▶ **DIRECTION**
Find the string "components" in the data, then copy every line where it is found.

▶ **STORED DATA**
····················

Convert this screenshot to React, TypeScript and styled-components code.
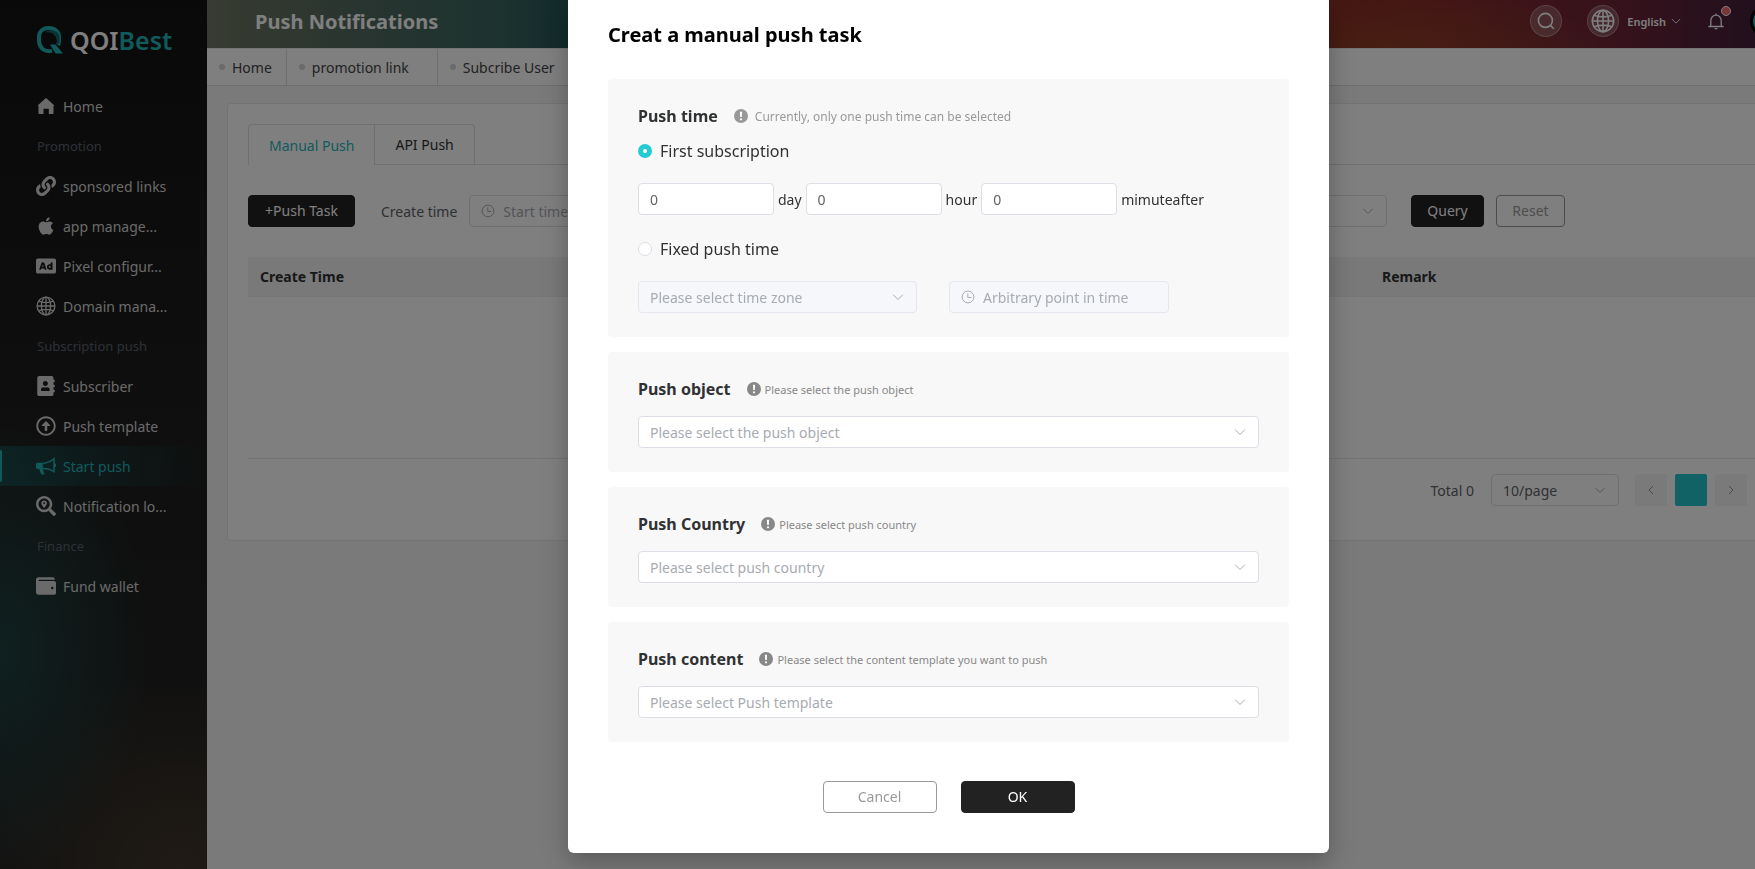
import React from "react";
import styled, { createGlobalStyle, css } from "styled-components";
import {
  FaAd,
  FaAddressBook,
  FaApple,
  FaLink,
  FaRegArrowAltCircleUp,
  FaSearchLocation,
  FaWallet,
} from "react-icons/fa";

const GlobalStyle = createGlobalStyle`
  *, *::before, *::after { box-sizing: border-box; }
  html, body, #root { height: 100%; }
  body { margin: 0; overflow: hidden; background: #f5f5f5; color: #303133; }
  body, button, input, select {
    font-family: "Noto Sans", "Open Sans", sans-serif;
    font-size: 14px;
  }
  h1, h2, h3, ul, p { margin: 0; padding: 0; font-weight: inherit; }
`;

/* ---------- icons ---------- */

const Stroke = styled.svg.attrs({ fill: "none", stroke: "currentColor" })<{ $size: number }>`
  width: ${(p) => p.$size}px;
  height: ${(p) => p.$size}px;
  flex: none;
`;

const ChevronDown = ({ size = 14 }: { size?: number }) => (
  <Stroke $size={size} viewBox="0 0 14 14" aria-hidden="true">
    <path d="M2.2 4.7 7 9.5l4.8-4.8" />
  </Stroke>
);

const ChevronSide = ({ flip }: { flip?: boolean }) => (
  <Stroke $size={12} viewBox="0 0 12 12" aria-hidden="true">
    <path d={flip ? "M4 2l4 4-4 4" : "M8 2 4 6l4 4"} />
  </Stroke>
);

const ClockIcon = () => (
  <Stroke $size={14} viewBox="0 0 14 14" aria-hidden="true">
    <circle cx="7" cy="7" r="5.9" />
    <path d="M6.8 3.4v4.1h3.6" />
  </Stroke>
);

const GlobeIcon = ({ size }: { size: number }) => (
  <Stroke $size={size} viewBox="0 0 20 20" strokeWidth="1.3" aria-hidden="true">
    <circle cx="10" cy="10" r="8.9" />
    <ellipse cx="10" cy="10" rx="4.6" ry="8.9" />
    <path d="M10 1v18M1 10h18M2.6 5.2c4 1.8 10.8 1.8 14.8 0M2.6 14.8c4-1.8 10.8-1.8 14.8 0" />
  </Stroke>
);

const SearchIcon = () => (
  <Stroke $size={18} viewBox="0 0 18 18" strokeWidth="1.6" aria-hidden="true">
    <circle cx="8.4" cy="8.4" r="7" />
    <path d="m13.4 13.4 3.4 3.4" />
  </Stroke>
);

const BellIcon = () => (
  <Stroke $size={18} viewBox="0 0 18 18" strokeWidth="1.3" aria-hidden="true">
    <path d="M3.8 14.3V8.4a5.2 5.2 0 0 1 10.4 0v5.9M1.4 14.5h15.2M9 1.4v1.8M7.6 16.6h2.8" />
  </Stroke>
);

const HomeIcon = () => (
  <svg viewBox="0 0 20 20" fill="currentColor" aria-hidden="true">
    <path d="M9.3 2.6a1 1 0 0 1 1.4 0l7.1 6.3c.5.5.3 1-.3 1v7.3c0 .5-.3.8-.8.8h-3.9v-5.2H7.5V18H3.3c-.5 0-.8-.3-.8-.8V9.9c-.6 0-.8-.5-.3-1z" />
  </svg>
);

const MegaphoneIcon = () => (
  <svg viewBox="0 0 20 20" aria-hidden="true">
    <path
      fill="currentColor"
      d="M1.5 6.8h5.3v6.6l1.5 4.1c.2.5 0 .9-.5.9H5.9c-.5 0-.8-.2-1-.6L3.3 12.9H1.5c-.9 0-1.5-.6-1.5-1.5V8.3c0-.9.6-1.5 1.5-1.5z"
    />
    <path
      fill="none"
      stroke="currentColor"
      strokeWidth="1.5"
      d="M7 7.4c4.4-.4 7.9-2 11-4.7v13c-3.1-2.2-6.6-3.2-11-3.2M18 7.7c1.8.4 1.8 2.8 0 3.2"
    />
  </svg>
);

const InfoMark = () => (
  <svg width="14" height="14" viewBox="0 0 14 14" aria-hidden="true">
    <circle cx="7" cy="7" r="7" fill="currentColor" />
    <path d="M5.9 2.8h2.2l-.3 5.3H6.2z" fill="#fff" />
    <circle cx="7" cy="10.3" r="1.1" fill="#fff" />
  </svg>
);

const LogoMark = () => (
  <svg width="26" height="28" viewBox="0 0 26 28" aria-hidden="true">
    <path
      fill="none"
      stroke="#22b4b9"
      strokeWidth="4"
      d="M15 24.9C6.5 26.5 2 21 2 14.5V11C2 5.5 6 2 11.5 2 18 2 22 5.5 22 11v4c0 1.5-.4 3-1 4"
    />
    <path d="M8 6.5C12 3 20 3.5 22.5 9.5v7L20 19.5C20.5 11 17 5 8 6.5z" fill="#14666a" />
    <path d="M13 18.5h5.5l7.5 9h-7.5z" fill="#22b4b9" />
  </svg>
);

/* ---------- sidebar ---------- */

const Shell = styled.div`
  display: flex;
  min-height: 100%;
`;

const Sidebar = styled.aside`
  flex: none;
  width: 207px;
  background:
    radial-gradient(ellipse 150px 230px at 0 650px, rgba(30, 74, 72, 0.8), rgba(30, 74, 72, 0) 100%),
    radial-gradient(ellipse 220px 200px at 180px 100%, rgba(74, 60, 46, 0.75), rgba(74, 60, 46, 0) 100%),
    linear-gradient(#131313, #1e1e1e 50%, #222);
`;

const Logo = styled.div`
  display: flex;
  align-items: center;
  gap: 7px;
  height: 86px;
  padding: 0 0 6px 37px;
  font-size: 25px;
  font-weight: 600;
  line-height: 28px;
  color: #fff;
`;

const LogoTail = styled.span`
  color: #22b4b9;
`;

const NavList = styled.ul`
  list-style: none;
`;

const NavGroup = styled.li`
  padding-left: 37px;
  font-size: 13px;
  line-height: 40px;
  color: #5a616e;
`;

const NavLink = styled.a<{ $active?: boolean }>`
  position: relative;
  display: flex;
  align-items: center;
  gap: 7px;
  height: 40px;
  padding: 0 36px;
  color: #d4d4d4;
  text-decoration: none;
  white-space: nowrap;

  svg {
    width: 20px;
    height: 20px;
    flex: none;
  }

  ${(p) =>
    p.$active &&
    css`
      color: #22b4b9;
      background: linear-gradient(90deg, rgba(20, 120, 124, 0.4), rgba(20, 120, 124, 0));

      &::before {
        content: "";
        position: absolute;
        left: 0;
        top: 4px;
        width: 2px;
        height: 32px;
        border-radius: 0 2px 2px 0;
        background: #22b4b9;
      }
    `}
`;

type NavEntry = { group: string } | { label: string; icon: React.ReactNode; active?: boolean };

const NAV: NavEntry[] = [
  { label: "Home", icon: <HomeIcon /> },
  { group: "Promotion" },
  { label: "sponsored links", icon: <FaLink /> },
  { label: "app manage...", icon: <FaApple /> },
  { label: "Pixel configur...", icon: <FaAd /> },
  { label: "Domain mana...", icon: <GlobeIcon size={20} /> },
  { group: "Subscription push" },
  { label: "Subscriber", icon: <FaAddressBook /> },
  { label: "Push template", icon: <FaRegArrowAltCircleUp /> },
  { label: "Start push", icon: <MegaphoneIcon />, active: true },
  { label: "Notification lo...", icon: <FaSearchLocation /> },
  { group: "Finance" },
  { label: "Fund wallet", icon: <FaWallet /> },
];

/* ---------- page header ---------- */

const Main = styled.main`
  flex: 1;
  min-width: 0;
`;

const Header = styled.header`
  display: flex;
  align-items: center;
  height: 48px;
  padding: 0 0 6px 48px;
  overflow: hidden;
  color: #fff;
  background:
    radial-gradient(ellipse 240px 56px at 76% 100%, rgba(150, 84, 30, 0.45), rgba(150, 84, 30, 0)),
    linear-gradient(90deg, #707660 0, #546a60 9%, #38665f 19%, #265658 23%, #402030 50%, #8a2c26 72%, #862a2c 80%, #6a2438 92%, #42203a 100%);
`;

const PageTitle = styled.h1`
  flex: 1;
  font-size: 20px;
  font-weight: 700;
`;

const HeaderTools = styled.div`
  display: flex;
  align-items: center;
  gap: 25px;
  height: 42px;
`;

const RoundButton = styled.button`
  display: grid;
  place-items: center;
  width: 32px;
  height: 32px;
  padding: 0;
  color: #fff;
  border: 1px solid rgba(255, 255, 255, 0.3);
  border-radius: 50%;
  background: rgba(255, 255, 255, 0.2);
`;

const Language = styled.button`
  display: flex;
  align-items: center;
  gap: 4px;
  margin-left: -17px;
  padding: 0;
  font-size: 11px;
  font-weight: 600;
  color: #fff;
  border: 0;
  background: none;
`;

const BellButton = styled.button`
  position: relative;
  display: grid;
  padding: 0;
  color: #fff;
  border: 0;
  background: none;
`;

const BellDot = styled.span`
  position: absolute;
  top: -6px;
  right: -6px;
  width: 10px;
  height: 10px;
  border: 1px solid #fff;
  border-radius: 50%;
  background: #f56c6c;
`;

const Avatar = styled.span`
  flex: none;
  width: 32px;
  height: 32px;
  margin-right: -27px;
  border: 3px solid #000;
  border-radius: 50%;
  background: #22b4b9;
`;

const VisitedTabs = styled.nav`
  display: flex;
  height: 38px;
  border-top: 1px solid #e8e8e8;
  border-bottom: 1px solid #dcdcdc;
  background: #fff;
`;

const VisitedTab = styled.a<{ $closable?: boolean }>`
  display: flex;
  align-items: center;
  gap: 7px;
  padding: 0 ${(p) => (p.$closable ? 28 : 14)}px 0 12px;
  color: #444;
  text-decoration: none;
  white-space: nowrap;
  border-right: 1px solid #dcdcdc;

  &::before {
    content: "";
    width: 6px;
    height: 6px;
    border-radius: 50%;
    background: #d4d4d4;
  }
`;

/* ---------- page content ---------- */

const Card = styled.section`
  margin: 17px 0 0 20px;
  padding: 20px 0 34px 20px;
  border: solid #e4e7ed;
  border-width: 1px 0 1px 1px;
  border-radius: 4px 0 0 4px;
  background: #fff;
`;

const TabStrip = styled.div`
  display: flex;
  height: 41px;
  border-bottom: 1px solid #dfdfdf;
`;

const TabButton = styled.button<{ $active?: boolean }>`
  height: ${(p) => (p.$active ? 41 : 40)}px;
  padding: 0 20px;
  color: ${(p) => (p.$active ? "#25b5ba" : "#303133")};
  border: solid #dfdfdf;
  border-width: 1px 1px 0 ${(p) => (p.$active ? 1 : 0)}px;
  border-radius: ${(p) => (p.$active ? "4px 0 0 0" : "0 4px 0 0")};
  background: #fff;
`;

const Filters = styled.form`
  display: flex;
  align-items: center;
  height: 32px;
  margin: 30px 190px 30px 0;
`;

const Button = styled.button<{ $dark?: boolean; $width?: number }>`
  flex: none;
  width: ${(p) => (p.$width ? `${p.$width}px` : "auto")};
  height: 32px;
  padding: 0;
  line-height: 20px;
  white-space: nowrap;
  color: ${(p) => (p.$dark ? "#fff" : "#999")};
  border: 1px solid ${(p) => (p.$dark ? "#222" : "#999")};
  border-radius: 4px;
  background: ${(p) => (p.$dark ? "#222" : "#fff")};
`;

const FilterLabel = styled.label`
  padding: 0 12px 0 26px;
  color: #606266;
  white-space: nowrap;
`;

const FilterActions = styled.div`
  display: flex;
  gap: 12px;
  margin-left: 24px;
`;

const Field = styled.div<{ $width?: number; $disabled?: boolean; $grow?: boolean }>`
  display: flex;
  align-items: center;
  ${(p) => (p.$grow ? "flex: 1;" : "flex: none;")}
  width: ${(p) => (p.$width ? `${p.$width}px` : "auto")};
  height: 32px;
  padding: 0 11px;
  gap: 8px;
  color: #a8abb2;
  border: 1px solid ${(p) => (p.$disabled ? "#e4e7ed" : "#dcdfe6")};
  border-radius: 4px;
  background: ${(p) => (p.$disabled ? "#f5f7fa" : "#fff")};
`;

const TextInput = styled.input`
  flex: 1;
  width: 0;
  min-width: 0;
  height: 30px;
  padding: 0;
  color: #606266;
  border: 0;
  outline: 0;
  background: none;

  &::placeholder {
    color: #a8abb2;
    opacity: 1;
  }
`;

const NativeSelect = styled.select<{ $filled?: boolean }>`
  flex: 1;
  width: 0;
  height: 30px;
  padding: 0;
  color: ${(p) => (p.$filled ? "#606266" : "#a8abb2")};
  opacity: 1;
  border: 0;
  outline: 0;
  appearance: none;
  background: none;
`;

const DataTable = styled.table`
  width: 100%;
  table-layout: fixed;
  border-spacing: 0;

  th {
    height: 40px;
    padding: 0 12px;
    text-align: left;
    font-weight: 700;
    color: #303133;
    border-bottom: 1px solid #ebeef5;
    background: #f2f2f2;
  }

  td {
    height: 162px;
    border-bottom: 1px solid #e4e7ed;
  }
`;

const Pagination = styled.div`
  display: flex;
  align-items: center;
  justify-content: flex-end;
  margin: 15px 8px 0 0;
  color: #606266;
`;

const Pager = styled.div`
  display: flex;
  gap: 8px;
  margin-left: 16px;
`;

const PageButton = styled.button<{ $current?: boolean }>`
  display: grid;
  place-items: center;
  width: 32px;
  height: 32px;
  padding: 0;
  color: #909399;
  border: 0;
  border-radius: 2px;
  background: ${(p) => (p.$current ? "#20c4ca" : "#f4f4f6")};
`;

const PageTotal = styled.span`
  margin-right: 17px;
`;

/* ---------- dialog ---------- */

const Overlay = styled.div`
  position: fixed;
  inset: 0;
  display: flex;
  justify-content: center;
  align-items: flex-start;
  padding-left: 142px;
  background: rgba(0, 0, 0, 0.5);
`;

const Dialog = styled.div`
  width: 761px;
  padding: 20px 40px 40px;
  border-radius: 0 0 6px 6px;
  background: #fff;
  box-shadow: 0 12px 32px 4px rgba(0, 0, 0, 0.12), 0 8px 20px rgba(0, 0, 0, 0.16);
`;

const DialogTitle = styled.h2`
  margin-bottom: 29px;
  font-size: 20px;
  font-weight: 700;
  line-height: 30px;
  color: #000;
`;

const Panels = styled.div`
  display: grid;
  gap: 15px;
`;

const Panel = styled.section`
  padding: 25px 30px 24px;
  border-radius: 4px;
  background: #f8f8f8;
`;

const PanelHead = styled.div`
  display: flex;
  align-items: center;
  gap: 16px;
  height: 24px;
`;

const PanelTitle = styled.h3`
  font-size: 16px;
  font-weight: 700;
  line-height: 24px;
  color: #303133;
`;

const Hint = styled.p<{ $large?: boolean }>`
  display: flex;
  align-items: center;
  gap: ${(p) => (p.$large ? 7 : 4)}px;
  font-size: ${(p) => (p.$large ? 12 : 11)}px;
  color: ${(p) => (p.$large ? "#999" : "#888")};
`;

const PanelBody = styled.div`
  display: flex;
  margin-top: 15px;

  > * {
    flex: 1;
  }
`;

const RadioLine = styled.label<{ $gap: number }>`
  display: flex;
  align-items: center;
  gap: 8px;
  height: 24px;
  margin-top: ${(p) => p.$gap}px;
  font-size: 16px;
`;

const Radio = styled.input.attrs({ type: "radio" })`
  width: 14px;
  height: 14px;
  margin: 0;
  appearance: none;
  border: 1px solid #dcdfe6;
  border-radius: 50%;
  background: #fff;

  &:checked {
    border: 5px solid #26cad3;
  }
`;

const InlineRow = styled.div<{ $gap: number }>`
  display: flex;
  align-items: center;
  gap: ${(p) => p.$gap}px;
  margin-top: 20px;
`;

const DialogFooter = styled.div`
  display: flex;
  justify-content: center;
  gap: 24px;
  margin-top: 39px;
`;

type SelectProps = {
  label: string;
  text: string;
  width?: number;
  disabled?: boolean;
  filled?: boolean;
};

const SelectBox = ({ label, text, width, disabled, filled }: SelectProps) => (
  <Field $width={width} $disabled={disabled}>
    <NativeSelect aria-label={label} disabled={disabled} $filled={filled}>
      <option>{text}</option>
    </NativeSelect>
    <ChevronDown />
  </Field>
);

const PANELS = [
  { title: "Push object", hint: "Please select the push object", text: "Please select the push object" },
  { title: "Push Country", hint: "Please select push country", text: "Please select push country" },
  {
    title: "Push content",
    hint: "Please select the content template you want to push",
    text: "Please select Push template",
  },
];

const DURATIONS = [
  { id: "days", unit: "day" },
  { id: "hours", unit: "hour" },
  { id: "minutes", unit: "mimuteafter" },
];

export default function App() {
  return (
    <>
      <GlobalStyle />
      <Shell>
        <Sidebar>
          <Logo>
            <LogoMark />
            <span>
              QOI<LogoTail>Best</LogoTail>
            </span>
          </Logo>
          <NavList>
            {NAV.map((entry) =>
              "group" in entry ? (
                <NavGroup key={entry.group}>{entry.group}</NavGroup>
              ) : (
                <li key={entry.label}>
                  <NavLink href="#" $active={entry.active}>
                    {entry.icon}
                    {entry.label}
                  </NavLink>
                </li>
              )
            )}
          </NavList>
        </Sidebar>

        <Main>
          <Header>
            <PageTitle>Push Notifications</PageTitle>
            <HeaderTools>
              <RoundButton aria-label="Search">
                <SearchIcon />
              </RoundButton>
              <RoundButton aria-label="Language">
                <GlobeIcon size={24} />
              </RoundButton>
              <Language>
                English
                <ChevronDown size={12} />
              </Language>
              <BellButton aria-label="Notifications">
                <BellIcon />
                <BellDot />
              </BellButton>
              <Avatar />
            </HeaderTools>
          </Header>

          <VisitedTabs>
            <VisitedTab href="#">Home</VisitedTab>
            <VisitedTab href="#" $closable>
              promotion link
            </VisitedTab>
            <VisitedTab href="#" $closable>
              Subcribe User
            </VisitedTab>
          </VisitedTabs>

          <Card>
            <TabStrip>
              <TabButton $active>Manual Push</TabButton>
              <TabButton>API Push</TabButton>
            </TabStrip>

            <Filters>
              <Button type="button" $dark $width={107}>
                +Push Task
              </Button>
              <FilterLabel htmlFor="create-time">Create time</FilterLabel>
              <Field $grow>
                <ClockIcon />
                <TextInput id="create-time" placeholder="Start time" />
                <ChevronDown />
              </Field>
              <FilterActions>
                <Button type="button" $dark $width={73}>
                  Query
                </Button>
                <Button type="button" $width={69}>
                  Reset
                </Button>
              </FilterActions>
            </Filters>

            <DataTable>
              <colgroup>
                <col />
                <col width="385" />
              </colgroup>
              <thead>
                <tr>
                  <th>Create Time</th>
                  <th>Remark</th>
                </tr>
              </thead>
              <tbody>
                <tr>
                  <td colSpan={2} />
                </tr>
              </tbody>
            </DataTable>

            <Pagination>
              <PageTotal>Total 0</PageTotal>
              <SelectBox label="Rows per page" text="10/page" width={128} filled />
              <Pager>
                <PageButton aria-label="Previous page">
                  <ChevronSide />
                </PageButton>
                <PageButton aria-label="Current page" $current />
                <PageButton aria-label="Next page">
                  <ChevronSide flip />
                </PageButton>
              </Pager>
            </Pagination>
          </Card>
        </Main>
      </Shell>

      <Overlay>
        <Dialog role="dialog" aria-modal="true" aria-labelledby="dialog-title">
          <DialogTitle id="dialog-title">Creat a manual push task</DialogTitle>
          <Panels>
            <Panel>
              <PanelHead>
                <PanelTitle>Push time</PanelTitle>
                <Hint $large>
                  <InfoMark />
                  Currently, only one push time can be selected
                </Hint>
              </PanelHead>
              <RadioLine $gap={11}>
                <Radio name="push-time" defaultChecked />
                First subscription
              </RadioLine>
              <InlineRow $gap={4}>
                {DURATIONS.map(({ id, unit }) => (
                  <React.Fragment key={id}>
                    <Field $width={136}>
                      <TextInput id={id} defaultValue="0" />
                    </Field>
                    <label htmlFor={id}>{unit}</label>
                  </React.Fragment>
                ))}
              </InlineRow>
              <RadioLine $gap={22}>
                <Radio name="push-time" />
                Fixed push time
              </RadioLine>
              <InlineRow $gap={32}>
                <SelectBox label="Time zone" text="Please select time zone" width={279} disabled />
                <Field $width={220} $disabled>
                  <ClockIcon />
                  <TextInput aria-label="Push time" placeholder="Arbitrary point in time" disabled />
                </Field>
              </InlineRow>
            </Panel>

            {PANELS.map(({ title, hint, text }) => (
              <Panel key={title}>
                <PanelHead>
                  <PanelTitle>{title}</PanelTitle>
                  <Hint>
                    <InfoMark />
                    {hint}
                  </Hint>
                </PanelHead>
                <PanelBody>
                  <SelectBox label={title} text={text} />
                </PanelBody>
              </Panel>
            ))}
          </Panels>
          <DialogFooter>
            <Button $width={114}>Cancel</Button>
            <Button $dark $width={114}>
              OK
            </Button>
          </DialogFooter>
        </Dialog>
      </Overlay>
    </>
  );
}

····················

▶ **RESPONSE**
Convert this screenshot to React, TypeScript and styled-components code.
import styled, { createGlobalStyle, css } from "styled-components";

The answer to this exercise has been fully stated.